Problem description: Provide the number of lines containing the word "components", and nothing else.
--- START OF Stored rows ---
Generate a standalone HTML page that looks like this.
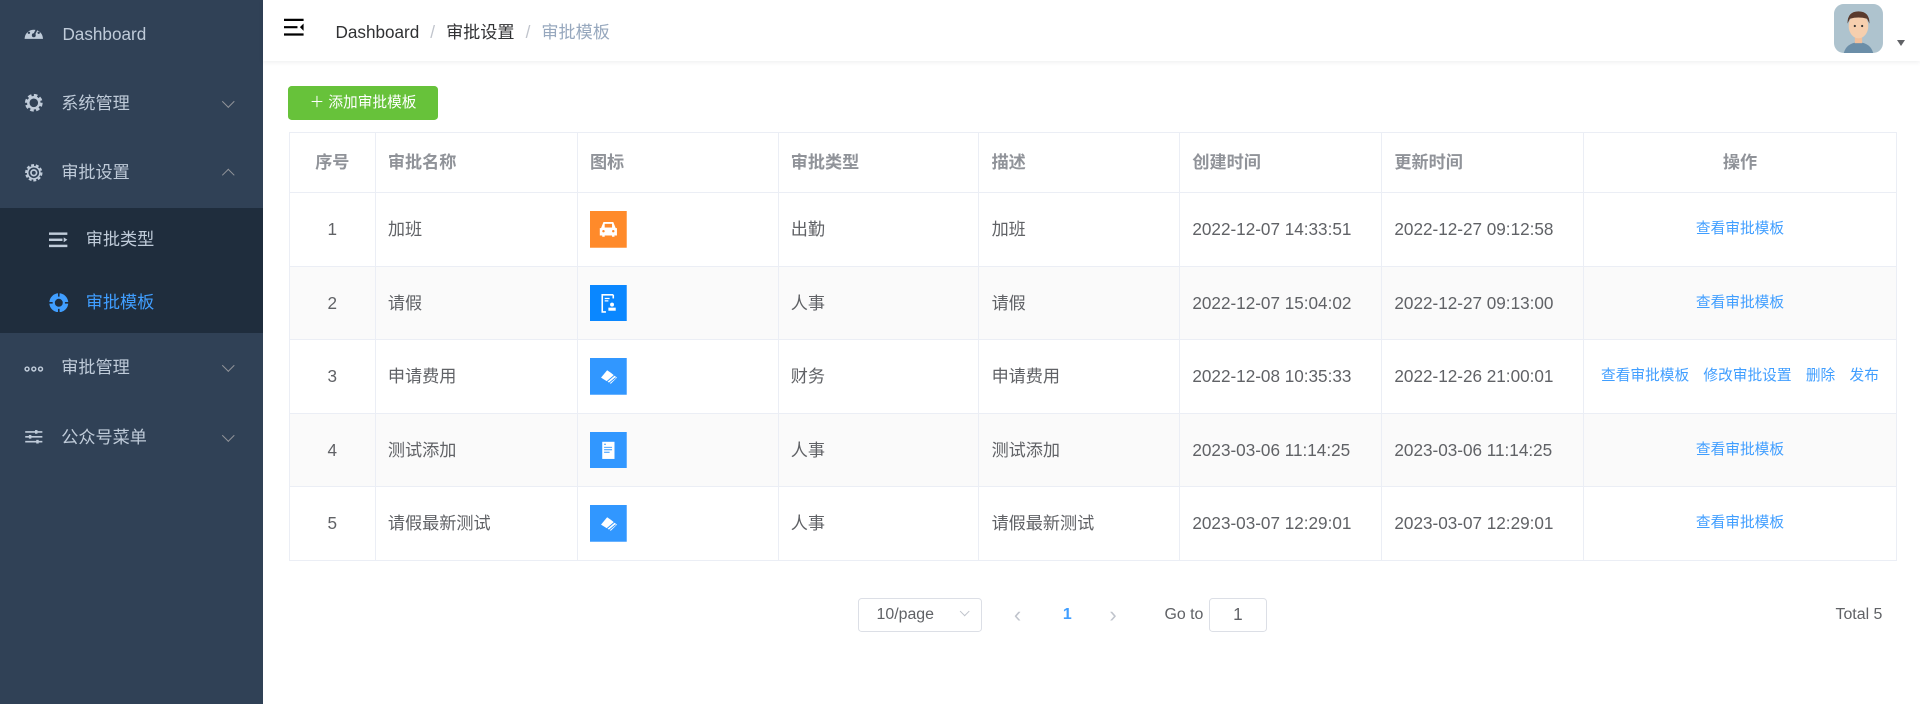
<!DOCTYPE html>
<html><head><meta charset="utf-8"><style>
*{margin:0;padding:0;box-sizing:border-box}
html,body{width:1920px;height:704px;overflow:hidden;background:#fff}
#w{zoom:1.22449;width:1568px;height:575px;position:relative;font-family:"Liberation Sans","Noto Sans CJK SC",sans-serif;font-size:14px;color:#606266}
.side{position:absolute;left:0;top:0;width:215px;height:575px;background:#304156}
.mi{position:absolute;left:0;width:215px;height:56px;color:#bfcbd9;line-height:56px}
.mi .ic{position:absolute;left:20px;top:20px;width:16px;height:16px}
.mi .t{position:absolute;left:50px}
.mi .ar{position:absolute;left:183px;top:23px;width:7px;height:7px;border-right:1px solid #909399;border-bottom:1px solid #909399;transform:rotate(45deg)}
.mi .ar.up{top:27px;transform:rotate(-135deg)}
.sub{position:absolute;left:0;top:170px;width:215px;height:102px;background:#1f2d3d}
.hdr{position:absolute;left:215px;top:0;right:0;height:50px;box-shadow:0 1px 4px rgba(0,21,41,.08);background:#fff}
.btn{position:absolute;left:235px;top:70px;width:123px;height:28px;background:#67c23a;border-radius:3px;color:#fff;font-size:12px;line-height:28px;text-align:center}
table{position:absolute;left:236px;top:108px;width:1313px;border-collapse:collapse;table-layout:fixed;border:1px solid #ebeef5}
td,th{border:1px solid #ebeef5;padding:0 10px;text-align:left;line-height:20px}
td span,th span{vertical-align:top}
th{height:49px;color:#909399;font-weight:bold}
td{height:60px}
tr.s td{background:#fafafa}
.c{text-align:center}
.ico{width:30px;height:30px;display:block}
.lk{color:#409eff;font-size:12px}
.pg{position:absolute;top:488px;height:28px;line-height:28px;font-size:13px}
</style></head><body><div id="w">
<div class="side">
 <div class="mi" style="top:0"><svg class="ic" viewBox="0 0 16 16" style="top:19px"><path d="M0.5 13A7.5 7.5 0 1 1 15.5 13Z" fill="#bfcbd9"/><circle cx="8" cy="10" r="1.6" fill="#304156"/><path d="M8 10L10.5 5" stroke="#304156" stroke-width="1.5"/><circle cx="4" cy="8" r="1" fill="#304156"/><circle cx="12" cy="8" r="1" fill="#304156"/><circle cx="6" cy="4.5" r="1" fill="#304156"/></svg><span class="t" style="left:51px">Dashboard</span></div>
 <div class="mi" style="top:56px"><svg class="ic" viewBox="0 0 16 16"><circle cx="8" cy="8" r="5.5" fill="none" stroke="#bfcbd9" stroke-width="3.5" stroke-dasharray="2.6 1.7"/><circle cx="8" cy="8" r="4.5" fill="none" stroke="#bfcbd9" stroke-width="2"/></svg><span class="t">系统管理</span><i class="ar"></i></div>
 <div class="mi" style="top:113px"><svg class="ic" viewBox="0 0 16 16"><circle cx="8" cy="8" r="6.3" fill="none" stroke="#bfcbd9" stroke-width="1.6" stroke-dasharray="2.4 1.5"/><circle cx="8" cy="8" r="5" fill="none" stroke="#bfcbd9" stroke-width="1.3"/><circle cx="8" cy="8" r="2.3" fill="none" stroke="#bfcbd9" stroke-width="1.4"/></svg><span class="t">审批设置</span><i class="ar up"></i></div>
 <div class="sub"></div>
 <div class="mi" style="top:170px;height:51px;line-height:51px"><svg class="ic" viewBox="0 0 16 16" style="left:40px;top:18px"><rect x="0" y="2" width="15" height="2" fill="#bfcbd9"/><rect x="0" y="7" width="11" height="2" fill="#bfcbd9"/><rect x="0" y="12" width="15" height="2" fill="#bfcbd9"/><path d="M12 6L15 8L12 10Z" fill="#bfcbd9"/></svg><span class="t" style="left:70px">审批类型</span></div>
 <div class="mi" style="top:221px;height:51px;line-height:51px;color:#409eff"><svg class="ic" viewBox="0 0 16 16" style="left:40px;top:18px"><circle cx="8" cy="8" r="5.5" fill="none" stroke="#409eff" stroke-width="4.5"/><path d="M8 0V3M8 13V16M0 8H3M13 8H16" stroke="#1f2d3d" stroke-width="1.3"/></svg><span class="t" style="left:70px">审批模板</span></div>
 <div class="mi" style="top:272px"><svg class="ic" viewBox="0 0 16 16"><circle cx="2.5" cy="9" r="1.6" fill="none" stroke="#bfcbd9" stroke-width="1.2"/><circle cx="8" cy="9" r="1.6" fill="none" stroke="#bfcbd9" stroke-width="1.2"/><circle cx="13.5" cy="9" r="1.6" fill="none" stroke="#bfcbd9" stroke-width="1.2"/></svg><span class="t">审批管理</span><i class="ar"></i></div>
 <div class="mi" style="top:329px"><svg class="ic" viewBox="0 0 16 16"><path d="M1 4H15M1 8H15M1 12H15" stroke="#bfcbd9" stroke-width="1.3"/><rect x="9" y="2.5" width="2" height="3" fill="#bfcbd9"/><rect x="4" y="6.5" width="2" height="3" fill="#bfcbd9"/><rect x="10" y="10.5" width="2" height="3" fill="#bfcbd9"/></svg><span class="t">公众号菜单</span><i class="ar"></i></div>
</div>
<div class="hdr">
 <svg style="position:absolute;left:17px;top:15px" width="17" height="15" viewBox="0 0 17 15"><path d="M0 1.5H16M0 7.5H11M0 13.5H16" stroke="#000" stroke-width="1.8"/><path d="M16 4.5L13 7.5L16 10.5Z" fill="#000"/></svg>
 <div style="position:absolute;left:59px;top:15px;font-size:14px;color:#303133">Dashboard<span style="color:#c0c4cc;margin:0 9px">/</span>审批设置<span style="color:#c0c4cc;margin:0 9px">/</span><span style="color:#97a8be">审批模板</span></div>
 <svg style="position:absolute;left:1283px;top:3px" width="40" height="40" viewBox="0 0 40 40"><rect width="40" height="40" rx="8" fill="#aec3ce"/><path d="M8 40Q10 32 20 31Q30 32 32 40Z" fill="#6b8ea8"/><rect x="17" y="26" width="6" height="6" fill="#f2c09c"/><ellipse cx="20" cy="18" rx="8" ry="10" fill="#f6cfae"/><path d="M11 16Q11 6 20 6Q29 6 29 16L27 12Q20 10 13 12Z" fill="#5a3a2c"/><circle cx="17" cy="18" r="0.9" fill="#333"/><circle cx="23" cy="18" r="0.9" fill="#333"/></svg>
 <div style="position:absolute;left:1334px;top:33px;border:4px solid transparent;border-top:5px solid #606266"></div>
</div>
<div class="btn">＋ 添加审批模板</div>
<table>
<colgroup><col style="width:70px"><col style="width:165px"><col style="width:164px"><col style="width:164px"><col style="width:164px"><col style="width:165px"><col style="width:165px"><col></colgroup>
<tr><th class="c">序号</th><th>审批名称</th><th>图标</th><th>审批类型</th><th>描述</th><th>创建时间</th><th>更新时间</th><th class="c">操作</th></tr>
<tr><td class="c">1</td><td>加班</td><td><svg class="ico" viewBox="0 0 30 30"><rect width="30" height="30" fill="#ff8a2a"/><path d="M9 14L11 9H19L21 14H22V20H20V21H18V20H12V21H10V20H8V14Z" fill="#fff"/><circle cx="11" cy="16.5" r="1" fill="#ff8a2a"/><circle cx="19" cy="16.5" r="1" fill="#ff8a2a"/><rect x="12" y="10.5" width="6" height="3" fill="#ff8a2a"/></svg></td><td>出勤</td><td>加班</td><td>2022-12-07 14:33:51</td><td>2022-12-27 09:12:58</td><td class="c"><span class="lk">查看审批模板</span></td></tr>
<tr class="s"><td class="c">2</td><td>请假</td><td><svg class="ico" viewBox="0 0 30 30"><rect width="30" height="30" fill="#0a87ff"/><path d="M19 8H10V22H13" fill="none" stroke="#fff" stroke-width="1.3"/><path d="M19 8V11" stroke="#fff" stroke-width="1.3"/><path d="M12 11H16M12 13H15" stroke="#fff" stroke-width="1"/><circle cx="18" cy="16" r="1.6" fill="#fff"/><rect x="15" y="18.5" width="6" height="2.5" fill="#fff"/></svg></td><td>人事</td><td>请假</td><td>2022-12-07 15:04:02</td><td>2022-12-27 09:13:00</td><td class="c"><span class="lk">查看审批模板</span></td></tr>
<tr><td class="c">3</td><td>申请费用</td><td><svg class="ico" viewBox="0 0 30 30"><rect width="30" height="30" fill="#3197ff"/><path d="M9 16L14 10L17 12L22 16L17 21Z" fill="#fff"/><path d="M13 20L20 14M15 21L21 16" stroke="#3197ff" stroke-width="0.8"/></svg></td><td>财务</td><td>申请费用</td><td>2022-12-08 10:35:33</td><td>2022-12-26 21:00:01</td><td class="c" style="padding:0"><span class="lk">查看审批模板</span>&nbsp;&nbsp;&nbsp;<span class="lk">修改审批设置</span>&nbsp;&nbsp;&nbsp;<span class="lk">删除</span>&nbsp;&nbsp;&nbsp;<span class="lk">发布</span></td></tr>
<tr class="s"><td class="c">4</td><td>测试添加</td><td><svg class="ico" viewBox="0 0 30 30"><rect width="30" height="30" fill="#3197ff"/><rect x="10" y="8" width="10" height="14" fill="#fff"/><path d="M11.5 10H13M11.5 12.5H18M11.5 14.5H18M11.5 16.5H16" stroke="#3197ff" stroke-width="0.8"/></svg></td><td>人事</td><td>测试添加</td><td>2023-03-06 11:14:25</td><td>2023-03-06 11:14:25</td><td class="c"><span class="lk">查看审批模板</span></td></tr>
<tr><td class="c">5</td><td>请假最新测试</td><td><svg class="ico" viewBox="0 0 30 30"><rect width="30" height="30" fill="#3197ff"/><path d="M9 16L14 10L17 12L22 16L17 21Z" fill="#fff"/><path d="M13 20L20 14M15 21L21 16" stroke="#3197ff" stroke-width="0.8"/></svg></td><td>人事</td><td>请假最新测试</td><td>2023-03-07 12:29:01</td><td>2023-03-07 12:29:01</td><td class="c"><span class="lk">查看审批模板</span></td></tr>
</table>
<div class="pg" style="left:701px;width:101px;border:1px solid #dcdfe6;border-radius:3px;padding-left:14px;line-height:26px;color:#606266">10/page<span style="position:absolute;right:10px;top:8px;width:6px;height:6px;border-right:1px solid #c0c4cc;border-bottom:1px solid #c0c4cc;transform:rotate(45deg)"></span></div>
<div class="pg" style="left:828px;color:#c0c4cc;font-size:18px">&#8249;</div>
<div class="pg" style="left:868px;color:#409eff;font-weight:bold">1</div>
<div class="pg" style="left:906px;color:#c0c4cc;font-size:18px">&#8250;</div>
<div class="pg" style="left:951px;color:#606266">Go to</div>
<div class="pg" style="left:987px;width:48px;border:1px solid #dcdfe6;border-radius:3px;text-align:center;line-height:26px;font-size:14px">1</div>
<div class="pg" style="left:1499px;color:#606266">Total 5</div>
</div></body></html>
--- END OF Stored rows ---
--- START OF Stored rows ---
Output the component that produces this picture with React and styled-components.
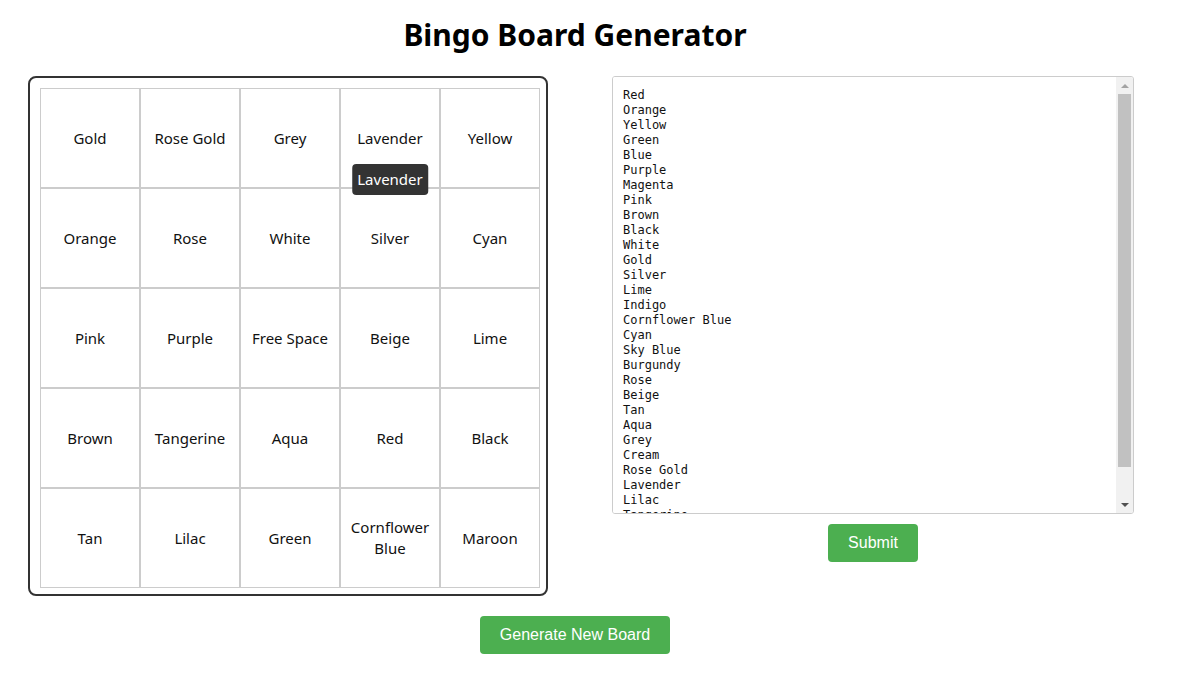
--- END OF Stored rows ---
--- START OF Stored rows ---
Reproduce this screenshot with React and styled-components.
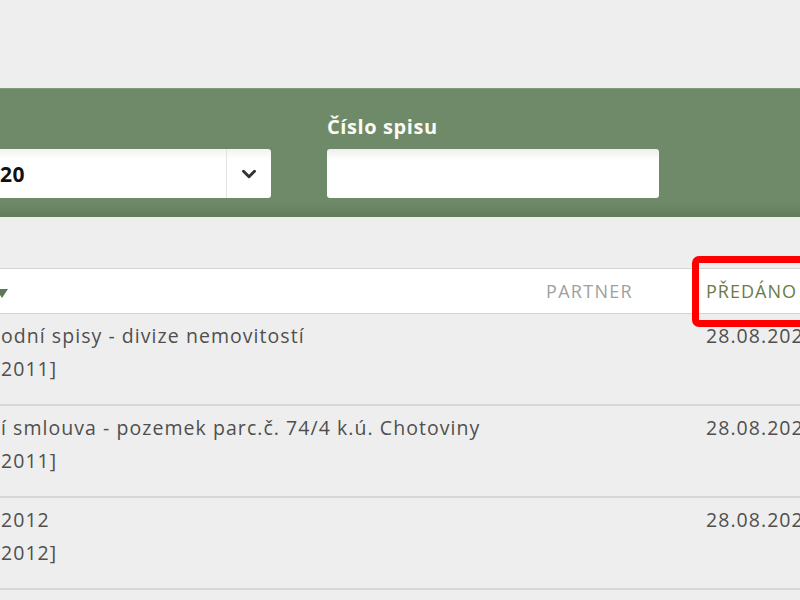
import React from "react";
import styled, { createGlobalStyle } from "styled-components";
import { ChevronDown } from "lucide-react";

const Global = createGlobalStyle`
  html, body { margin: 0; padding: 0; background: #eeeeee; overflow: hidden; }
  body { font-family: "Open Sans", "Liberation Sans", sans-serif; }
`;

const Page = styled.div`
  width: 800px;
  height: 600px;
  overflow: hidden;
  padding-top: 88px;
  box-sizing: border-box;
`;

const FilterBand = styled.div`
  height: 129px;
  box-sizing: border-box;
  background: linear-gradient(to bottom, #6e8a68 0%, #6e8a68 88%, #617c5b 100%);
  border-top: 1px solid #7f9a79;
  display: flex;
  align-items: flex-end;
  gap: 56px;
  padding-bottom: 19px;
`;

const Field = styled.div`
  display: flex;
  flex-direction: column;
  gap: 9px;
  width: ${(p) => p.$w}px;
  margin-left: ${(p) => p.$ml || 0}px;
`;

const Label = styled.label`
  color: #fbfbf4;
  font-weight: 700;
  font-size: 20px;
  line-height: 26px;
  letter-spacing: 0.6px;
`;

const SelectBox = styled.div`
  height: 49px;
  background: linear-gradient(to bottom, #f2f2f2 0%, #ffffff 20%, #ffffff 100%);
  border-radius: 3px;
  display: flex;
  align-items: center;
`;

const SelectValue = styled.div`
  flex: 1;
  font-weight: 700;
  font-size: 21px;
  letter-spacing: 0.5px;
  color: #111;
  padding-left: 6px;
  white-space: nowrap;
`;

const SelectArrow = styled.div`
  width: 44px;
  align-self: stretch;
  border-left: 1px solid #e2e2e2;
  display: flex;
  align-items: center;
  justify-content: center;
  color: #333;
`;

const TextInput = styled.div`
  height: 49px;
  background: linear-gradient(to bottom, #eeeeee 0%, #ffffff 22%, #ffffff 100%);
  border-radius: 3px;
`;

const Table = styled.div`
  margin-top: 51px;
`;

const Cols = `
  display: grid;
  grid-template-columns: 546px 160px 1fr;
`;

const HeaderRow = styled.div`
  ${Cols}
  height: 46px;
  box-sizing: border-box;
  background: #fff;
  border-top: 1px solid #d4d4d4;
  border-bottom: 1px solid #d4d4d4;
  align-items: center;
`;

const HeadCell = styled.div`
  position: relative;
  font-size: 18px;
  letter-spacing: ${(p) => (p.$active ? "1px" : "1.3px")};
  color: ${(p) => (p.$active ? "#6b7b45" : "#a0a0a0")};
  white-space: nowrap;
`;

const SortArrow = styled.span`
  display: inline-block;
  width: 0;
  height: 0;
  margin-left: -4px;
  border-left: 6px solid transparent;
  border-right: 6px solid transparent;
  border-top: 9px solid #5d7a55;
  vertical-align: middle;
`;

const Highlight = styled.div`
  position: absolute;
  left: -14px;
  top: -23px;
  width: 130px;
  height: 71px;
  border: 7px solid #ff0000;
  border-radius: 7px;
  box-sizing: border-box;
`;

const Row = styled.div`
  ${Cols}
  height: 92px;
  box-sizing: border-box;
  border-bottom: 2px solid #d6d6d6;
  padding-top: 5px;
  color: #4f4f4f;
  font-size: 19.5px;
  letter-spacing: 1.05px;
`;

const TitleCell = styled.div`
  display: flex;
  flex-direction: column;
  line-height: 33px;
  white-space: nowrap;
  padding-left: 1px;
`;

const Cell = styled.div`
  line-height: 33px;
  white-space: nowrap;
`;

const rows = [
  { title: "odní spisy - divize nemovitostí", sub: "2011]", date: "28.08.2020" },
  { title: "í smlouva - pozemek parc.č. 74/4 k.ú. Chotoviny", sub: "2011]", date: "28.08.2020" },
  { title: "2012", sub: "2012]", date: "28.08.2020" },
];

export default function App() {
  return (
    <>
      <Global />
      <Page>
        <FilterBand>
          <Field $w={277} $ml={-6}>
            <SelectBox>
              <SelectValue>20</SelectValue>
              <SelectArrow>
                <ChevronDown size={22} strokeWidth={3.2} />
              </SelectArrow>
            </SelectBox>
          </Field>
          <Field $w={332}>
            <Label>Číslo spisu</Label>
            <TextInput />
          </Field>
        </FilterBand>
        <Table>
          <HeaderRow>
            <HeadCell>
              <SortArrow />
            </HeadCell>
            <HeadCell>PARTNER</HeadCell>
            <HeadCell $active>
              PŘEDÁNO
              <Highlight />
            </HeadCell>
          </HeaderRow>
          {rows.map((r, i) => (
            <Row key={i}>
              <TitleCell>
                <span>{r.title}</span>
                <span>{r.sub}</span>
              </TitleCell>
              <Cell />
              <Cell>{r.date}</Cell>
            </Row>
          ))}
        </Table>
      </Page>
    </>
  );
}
--- END OF Stored rows ---
The reply: 3